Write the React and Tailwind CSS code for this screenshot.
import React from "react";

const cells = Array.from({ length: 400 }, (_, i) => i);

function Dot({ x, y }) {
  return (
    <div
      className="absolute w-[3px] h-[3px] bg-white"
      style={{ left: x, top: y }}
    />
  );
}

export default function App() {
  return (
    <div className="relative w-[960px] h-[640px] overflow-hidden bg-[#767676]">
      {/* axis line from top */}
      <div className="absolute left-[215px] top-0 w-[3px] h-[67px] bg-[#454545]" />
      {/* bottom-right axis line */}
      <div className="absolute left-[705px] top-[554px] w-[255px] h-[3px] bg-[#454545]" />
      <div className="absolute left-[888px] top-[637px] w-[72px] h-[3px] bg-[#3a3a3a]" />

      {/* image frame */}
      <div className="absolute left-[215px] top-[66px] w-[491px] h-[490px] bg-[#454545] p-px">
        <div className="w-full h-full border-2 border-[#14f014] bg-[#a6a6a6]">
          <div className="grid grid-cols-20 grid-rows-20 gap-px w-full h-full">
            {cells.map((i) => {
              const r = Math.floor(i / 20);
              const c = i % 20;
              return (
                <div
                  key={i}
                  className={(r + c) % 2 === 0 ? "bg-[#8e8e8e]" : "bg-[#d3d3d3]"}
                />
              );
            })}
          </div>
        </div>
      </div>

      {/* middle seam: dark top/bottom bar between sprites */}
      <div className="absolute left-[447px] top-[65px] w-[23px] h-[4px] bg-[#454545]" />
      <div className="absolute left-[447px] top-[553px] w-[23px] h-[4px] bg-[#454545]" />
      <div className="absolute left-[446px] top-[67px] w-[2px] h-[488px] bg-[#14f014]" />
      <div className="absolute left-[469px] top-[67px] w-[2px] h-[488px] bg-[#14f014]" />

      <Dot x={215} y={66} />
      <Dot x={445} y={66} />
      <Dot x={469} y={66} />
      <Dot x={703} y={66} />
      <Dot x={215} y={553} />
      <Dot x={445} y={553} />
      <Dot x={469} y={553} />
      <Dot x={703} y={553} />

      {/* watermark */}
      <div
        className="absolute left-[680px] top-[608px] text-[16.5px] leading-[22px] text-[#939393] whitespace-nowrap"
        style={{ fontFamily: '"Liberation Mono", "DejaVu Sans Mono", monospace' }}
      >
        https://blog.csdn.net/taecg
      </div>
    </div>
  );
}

• • • • • • •

Write out every line of the material again, exactly as it reads.

Write the React and Tailwind CSS code for this screenshot.
import React from "react";

const cells = Array.from({ length: 400 }, (_, i) => i);

function Dot({ x, y }) {
  return (
    <div
      className="absolute w-[3px] h-[3px] bg-white"
      style={{ left: x, top: y }}
    />
  );
}

export default function App() {
  return (
    <div className="relative w-[960px] h-[640px] overflow-hidden bg-[#767676]">
      {/* axis line from top */}
      <div className="absolute left-[215px] top-0 w-[3px] h-[67px] bg-[#454545]" />
      {/* bottom-right axis line */}
      <div className="absolute left-[705px] top-[554px] w-[255px] h-[3px] bg-[#454545]" />
      <div className="absolute left-[888px] top-[637px] w-[72px] h-[3px] bg-[#3a3a3a]" />

      {/* image frame */}
      <div className="absolute left-[215px] top-[66px] w-[491px] h-[490px] bg-[#454545] p-px">
        <div className="w-full h-full border-2 border-[#14f014] bg-[#a6a6a6]">
          <div className="grid grid-cols-20 grid-rows-20 gap-px w-full h-full">
            {cells.map((i) => {
              const r = Math.floor(i / 20);
              const c = i % 20;
              return (
                <div
                  key={i}
                  className={(r + c) % 2 === 0 ? "bg-[#8e8e8e]" : "bg-[#d3d3d3]"}
                />
              );
            })}
          </div>
        </div>
      </div>

      {/* middle seam: dark top/bottom bar between sprites */}
      <div className="absolute left-[447px] top-[65px] w-[23px] h-[4px] bg-[#454545]" />
      <div className="absolute left-[447px] top-[553px] w-[23px] h-[4px] bg-[#454545]" />
      <div className="absolute left-[446px] top-[67px] w-[2px] h-[488px] bg-[#14f014]" />
      <div className="absolute left-[469px] top-[67px] w-[2px] h-[488px] bg-[#14f014]" />

      <Dot x={215} y={66} />
      <Dot x={445} y={66} />
      <Dot x={469} y={66} />
      <Dot x={703} y={66} />
      <Dot x={215} y={553} />
      <Dot x={445} y={553} />
      <Dot x={469} y={553} />
      <Dot x={703} y={553} />

      {/* watermark */}
      <div
        className="absolute left-[680px] top-[608px] text-[16.5px] leading-[22px] text-[#939393] whitespace-nowrap"
        style={{ fontFamily: '"Liberation Mono", "DejaVu Sans Mono", monospace' }}
      >
        https://blog.csdn.net/taecg
      </div>
    </div>
  );
}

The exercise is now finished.